The last couple of weeks from Windhoek have been tough, partly because mentally we’re all mentally ticking off the days to Cape Town, but mostly because Namibia is not an easy place to ride. Stunning to look at, the combination of desert heat, sandy roads, long mileages and a lack of villages and towns for drinks stops have made this section probably the toughest riding since northern Kenya.

Leaving the Tropics

Leaving Windhoek, we headed west on gravel to take us to Sesriem, gateway to the sand-dunes of the Namib desert and the salt-pans of Sossusvlei. Along the way, the landscape got more and more arid – Windhoek, whilst itself very dry, was like a tropical paradise compared with the desiccated vista to the west. There were a few close animal encounters – Alex’s brother Doug, who joins us from Windhoek to the South African border, was nearly flattened by an oryx that had forgotten its Green Cross Code and Michel went one step better and had to grab a charging oryx by the horns to stop it flattening him. Other highlights of this section were the Spreetshoogte Pass, a crazy descent of 1,000m over just 4km, the quirky campsite / trading post / German bakery at Solitaire and some beautiful sunsets and starry nights.

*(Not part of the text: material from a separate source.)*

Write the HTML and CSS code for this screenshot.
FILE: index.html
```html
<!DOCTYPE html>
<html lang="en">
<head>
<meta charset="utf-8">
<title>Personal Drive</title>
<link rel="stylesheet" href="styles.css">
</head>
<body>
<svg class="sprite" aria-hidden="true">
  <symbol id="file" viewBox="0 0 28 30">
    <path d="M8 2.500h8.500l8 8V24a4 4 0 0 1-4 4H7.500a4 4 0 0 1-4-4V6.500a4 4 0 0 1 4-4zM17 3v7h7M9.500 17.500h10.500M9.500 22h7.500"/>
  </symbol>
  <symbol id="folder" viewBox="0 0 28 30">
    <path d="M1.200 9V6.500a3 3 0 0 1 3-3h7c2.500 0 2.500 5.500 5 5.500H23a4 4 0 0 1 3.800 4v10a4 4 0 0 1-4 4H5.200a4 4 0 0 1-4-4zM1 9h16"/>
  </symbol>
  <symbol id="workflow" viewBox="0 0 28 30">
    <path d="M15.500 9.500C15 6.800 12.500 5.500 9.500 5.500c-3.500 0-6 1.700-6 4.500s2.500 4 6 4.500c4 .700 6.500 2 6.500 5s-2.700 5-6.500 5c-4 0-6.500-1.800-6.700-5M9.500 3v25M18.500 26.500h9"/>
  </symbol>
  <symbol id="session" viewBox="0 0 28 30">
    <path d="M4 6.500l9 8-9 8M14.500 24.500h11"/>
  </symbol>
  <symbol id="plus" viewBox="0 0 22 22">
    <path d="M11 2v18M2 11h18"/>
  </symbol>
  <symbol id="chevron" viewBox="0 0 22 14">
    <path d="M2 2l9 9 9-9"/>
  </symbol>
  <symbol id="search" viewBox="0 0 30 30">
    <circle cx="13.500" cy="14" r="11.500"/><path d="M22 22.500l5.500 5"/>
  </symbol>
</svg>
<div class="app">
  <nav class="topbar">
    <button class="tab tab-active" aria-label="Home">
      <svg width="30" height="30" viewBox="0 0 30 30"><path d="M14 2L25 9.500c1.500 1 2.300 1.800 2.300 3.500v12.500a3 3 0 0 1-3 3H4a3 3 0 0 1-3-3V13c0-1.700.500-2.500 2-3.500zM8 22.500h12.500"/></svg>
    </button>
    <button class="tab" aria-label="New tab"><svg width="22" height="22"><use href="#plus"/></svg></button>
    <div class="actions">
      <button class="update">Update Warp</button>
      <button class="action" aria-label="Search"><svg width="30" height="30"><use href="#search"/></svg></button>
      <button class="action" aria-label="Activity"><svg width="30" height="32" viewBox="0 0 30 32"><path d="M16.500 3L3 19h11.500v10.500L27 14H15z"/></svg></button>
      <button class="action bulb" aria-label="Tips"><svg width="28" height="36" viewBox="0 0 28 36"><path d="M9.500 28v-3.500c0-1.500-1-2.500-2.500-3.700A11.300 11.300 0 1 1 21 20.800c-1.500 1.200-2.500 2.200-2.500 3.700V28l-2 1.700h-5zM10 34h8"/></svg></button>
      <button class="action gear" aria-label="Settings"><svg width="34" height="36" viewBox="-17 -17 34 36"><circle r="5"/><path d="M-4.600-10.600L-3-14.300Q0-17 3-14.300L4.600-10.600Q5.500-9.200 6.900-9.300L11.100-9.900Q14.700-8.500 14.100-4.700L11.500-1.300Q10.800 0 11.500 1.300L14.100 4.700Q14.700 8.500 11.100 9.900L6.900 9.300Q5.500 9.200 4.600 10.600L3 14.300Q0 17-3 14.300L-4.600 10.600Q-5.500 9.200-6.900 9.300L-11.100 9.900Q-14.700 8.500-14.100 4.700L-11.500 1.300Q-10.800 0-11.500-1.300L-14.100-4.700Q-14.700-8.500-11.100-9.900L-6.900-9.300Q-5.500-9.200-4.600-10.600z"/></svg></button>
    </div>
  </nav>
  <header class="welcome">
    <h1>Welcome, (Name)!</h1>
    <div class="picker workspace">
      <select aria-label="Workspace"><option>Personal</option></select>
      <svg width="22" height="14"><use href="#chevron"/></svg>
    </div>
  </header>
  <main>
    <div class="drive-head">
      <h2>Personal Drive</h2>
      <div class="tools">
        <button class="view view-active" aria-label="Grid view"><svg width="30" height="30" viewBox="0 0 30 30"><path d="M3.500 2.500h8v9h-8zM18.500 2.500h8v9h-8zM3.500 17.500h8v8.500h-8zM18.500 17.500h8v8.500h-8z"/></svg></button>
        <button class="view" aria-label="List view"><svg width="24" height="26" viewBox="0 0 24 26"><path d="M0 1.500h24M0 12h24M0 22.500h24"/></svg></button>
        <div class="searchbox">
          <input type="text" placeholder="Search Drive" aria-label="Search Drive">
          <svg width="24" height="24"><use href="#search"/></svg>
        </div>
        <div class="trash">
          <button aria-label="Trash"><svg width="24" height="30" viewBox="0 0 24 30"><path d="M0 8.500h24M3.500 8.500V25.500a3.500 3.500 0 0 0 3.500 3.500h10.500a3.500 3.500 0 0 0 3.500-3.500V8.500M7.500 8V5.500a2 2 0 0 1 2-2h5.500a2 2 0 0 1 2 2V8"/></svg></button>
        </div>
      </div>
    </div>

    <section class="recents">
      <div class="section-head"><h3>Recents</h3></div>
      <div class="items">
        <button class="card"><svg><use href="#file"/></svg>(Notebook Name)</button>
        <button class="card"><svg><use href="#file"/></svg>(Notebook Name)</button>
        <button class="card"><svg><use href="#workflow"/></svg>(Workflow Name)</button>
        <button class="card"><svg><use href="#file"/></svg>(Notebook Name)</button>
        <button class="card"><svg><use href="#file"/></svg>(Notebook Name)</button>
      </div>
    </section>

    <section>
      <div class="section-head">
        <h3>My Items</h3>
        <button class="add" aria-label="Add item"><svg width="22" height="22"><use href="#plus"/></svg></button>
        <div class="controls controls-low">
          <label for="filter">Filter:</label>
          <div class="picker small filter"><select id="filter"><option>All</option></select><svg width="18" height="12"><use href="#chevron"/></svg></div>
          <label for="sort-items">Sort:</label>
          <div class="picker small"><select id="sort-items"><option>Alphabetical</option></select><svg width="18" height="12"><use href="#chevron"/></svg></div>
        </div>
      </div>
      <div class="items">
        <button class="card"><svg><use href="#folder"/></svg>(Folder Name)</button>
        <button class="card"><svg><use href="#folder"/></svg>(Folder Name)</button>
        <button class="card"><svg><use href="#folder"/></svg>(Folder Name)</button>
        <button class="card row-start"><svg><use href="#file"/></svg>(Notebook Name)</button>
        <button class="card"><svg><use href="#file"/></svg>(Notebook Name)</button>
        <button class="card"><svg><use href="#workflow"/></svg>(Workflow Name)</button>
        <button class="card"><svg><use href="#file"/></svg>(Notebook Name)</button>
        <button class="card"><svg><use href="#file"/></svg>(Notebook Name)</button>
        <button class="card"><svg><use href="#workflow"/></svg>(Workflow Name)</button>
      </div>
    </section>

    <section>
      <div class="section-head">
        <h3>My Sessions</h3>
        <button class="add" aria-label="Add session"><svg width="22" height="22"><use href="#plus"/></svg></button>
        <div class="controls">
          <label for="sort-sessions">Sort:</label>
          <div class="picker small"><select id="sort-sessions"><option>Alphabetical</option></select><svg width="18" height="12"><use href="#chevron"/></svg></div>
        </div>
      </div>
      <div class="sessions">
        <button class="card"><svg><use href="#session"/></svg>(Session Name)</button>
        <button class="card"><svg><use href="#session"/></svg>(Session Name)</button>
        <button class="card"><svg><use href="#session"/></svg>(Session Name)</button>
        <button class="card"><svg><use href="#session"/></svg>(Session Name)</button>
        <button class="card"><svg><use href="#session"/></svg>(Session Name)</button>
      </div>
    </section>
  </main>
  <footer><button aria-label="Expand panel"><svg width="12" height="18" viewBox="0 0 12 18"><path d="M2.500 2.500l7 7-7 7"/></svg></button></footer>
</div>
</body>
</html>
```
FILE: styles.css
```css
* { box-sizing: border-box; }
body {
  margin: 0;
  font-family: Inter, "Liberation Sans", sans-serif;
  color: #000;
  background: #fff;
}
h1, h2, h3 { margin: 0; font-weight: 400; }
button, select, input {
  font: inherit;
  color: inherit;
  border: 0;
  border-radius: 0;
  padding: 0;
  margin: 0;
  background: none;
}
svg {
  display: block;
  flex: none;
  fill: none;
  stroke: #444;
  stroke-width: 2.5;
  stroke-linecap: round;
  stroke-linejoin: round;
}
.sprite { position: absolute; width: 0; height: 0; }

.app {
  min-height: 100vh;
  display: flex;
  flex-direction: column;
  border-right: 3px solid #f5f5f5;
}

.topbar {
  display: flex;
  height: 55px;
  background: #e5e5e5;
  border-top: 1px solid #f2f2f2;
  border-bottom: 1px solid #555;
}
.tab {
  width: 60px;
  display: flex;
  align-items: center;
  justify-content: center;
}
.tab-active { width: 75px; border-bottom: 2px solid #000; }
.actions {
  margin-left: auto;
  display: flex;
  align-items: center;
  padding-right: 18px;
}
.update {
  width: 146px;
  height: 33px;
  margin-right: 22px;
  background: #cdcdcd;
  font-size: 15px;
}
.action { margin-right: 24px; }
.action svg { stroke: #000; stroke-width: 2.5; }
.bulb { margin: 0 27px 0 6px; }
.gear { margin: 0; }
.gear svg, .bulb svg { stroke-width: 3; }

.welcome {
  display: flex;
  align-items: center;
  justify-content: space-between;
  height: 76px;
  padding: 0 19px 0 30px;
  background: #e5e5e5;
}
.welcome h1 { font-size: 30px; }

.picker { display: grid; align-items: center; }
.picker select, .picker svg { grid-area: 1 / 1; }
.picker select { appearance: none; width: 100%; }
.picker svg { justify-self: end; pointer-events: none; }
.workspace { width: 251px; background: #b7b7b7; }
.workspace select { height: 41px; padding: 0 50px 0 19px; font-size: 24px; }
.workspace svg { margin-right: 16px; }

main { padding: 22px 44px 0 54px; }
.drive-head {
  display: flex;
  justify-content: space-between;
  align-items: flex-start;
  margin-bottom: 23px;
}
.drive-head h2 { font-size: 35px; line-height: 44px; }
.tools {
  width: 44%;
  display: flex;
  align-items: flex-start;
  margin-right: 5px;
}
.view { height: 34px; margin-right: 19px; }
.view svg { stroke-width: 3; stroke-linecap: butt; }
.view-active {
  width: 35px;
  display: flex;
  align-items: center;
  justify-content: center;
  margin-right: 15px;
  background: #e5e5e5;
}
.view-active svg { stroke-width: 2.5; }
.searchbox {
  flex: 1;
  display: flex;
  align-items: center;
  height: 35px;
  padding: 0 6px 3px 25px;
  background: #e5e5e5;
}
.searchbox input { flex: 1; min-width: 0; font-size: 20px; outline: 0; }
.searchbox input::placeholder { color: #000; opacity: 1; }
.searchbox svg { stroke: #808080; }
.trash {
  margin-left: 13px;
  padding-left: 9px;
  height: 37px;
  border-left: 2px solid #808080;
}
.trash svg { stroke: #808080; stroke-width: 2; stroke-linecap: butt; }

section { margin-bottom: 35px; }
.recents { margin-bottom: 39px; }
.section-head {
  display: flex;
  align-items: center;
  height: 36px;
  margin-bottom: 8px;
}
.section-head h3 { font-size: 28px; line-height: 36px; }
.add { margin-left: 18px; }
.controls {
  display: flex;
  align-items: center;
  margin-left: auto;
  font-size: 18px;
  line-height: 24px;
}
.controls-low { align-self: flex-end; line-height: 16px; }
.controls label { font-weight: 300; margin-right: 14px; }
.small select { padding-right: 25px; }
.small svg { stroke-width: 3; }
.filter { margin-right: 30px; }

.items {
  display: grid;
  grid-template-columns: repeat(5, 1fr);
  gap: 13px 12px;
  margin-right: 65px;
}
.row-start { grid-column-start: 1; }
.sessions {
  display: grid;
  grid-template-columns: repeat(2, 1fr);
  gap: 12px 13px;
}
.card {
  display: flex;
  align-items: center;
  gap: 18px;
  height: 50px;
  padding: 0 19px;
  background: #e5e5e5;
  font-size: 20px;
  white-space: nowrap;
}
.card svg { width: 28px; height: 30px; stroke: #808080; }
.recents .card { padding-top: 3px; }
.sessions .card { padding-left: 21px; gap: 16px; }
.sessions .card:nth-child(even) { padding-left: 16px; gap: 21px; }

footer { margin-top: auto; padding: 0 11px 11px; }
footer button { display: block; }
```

Top of the Spreetshoogte Pass


On the last day into Sesriem, we had two changes to the normal routine. I decided to race the final time trial of the Tour – 30km on gravel roads and my first ever race on a bike. It turned out quite well – I was seventh out of the group but more importantly pushed myself hard and couldn’t have gone any faster on the day. The other change to normal riding was the staging of the annual naked mile – no further explanations necessary; suffice it to say that most of the group took part at some point during the day.

Desert sunrise

Beautiful sunsets

Amazing night skies

Following a rest-day at Sesriem, we continued our journey south to the border via Hobas and the Fish River Canyon. Although the daily distances were not huge compared with the days in Botswana, this has been some of the toughest riding of the entire Tour. Very hot from 10am-4pm, strong winds also build in the afternoon – unfortunately most of them headwinds for the last few days. This part of Namibia is utterly desolate, with no signs of life at all apart from a few hardy oryx. On yesterday’s ride, the most notable feature were the rusted remains of a 50-year-old bakkie, slowly being reclaimed by the sands, its fan still spinning squeakily in the wind.

Miles of nothing…

… except this!

We cross into South Africa tomorrow morning. Normally, the route takes us straight down the N7 all the way to Cape Town – a long, straight route with lots of fast traffic. This year for the first time, our route takes us along gravel roads a little further inland through Namaqualand, skirting the Cedarberg before finally re-joining the main road just north of our destination. Should be a stunning, but challenging final week.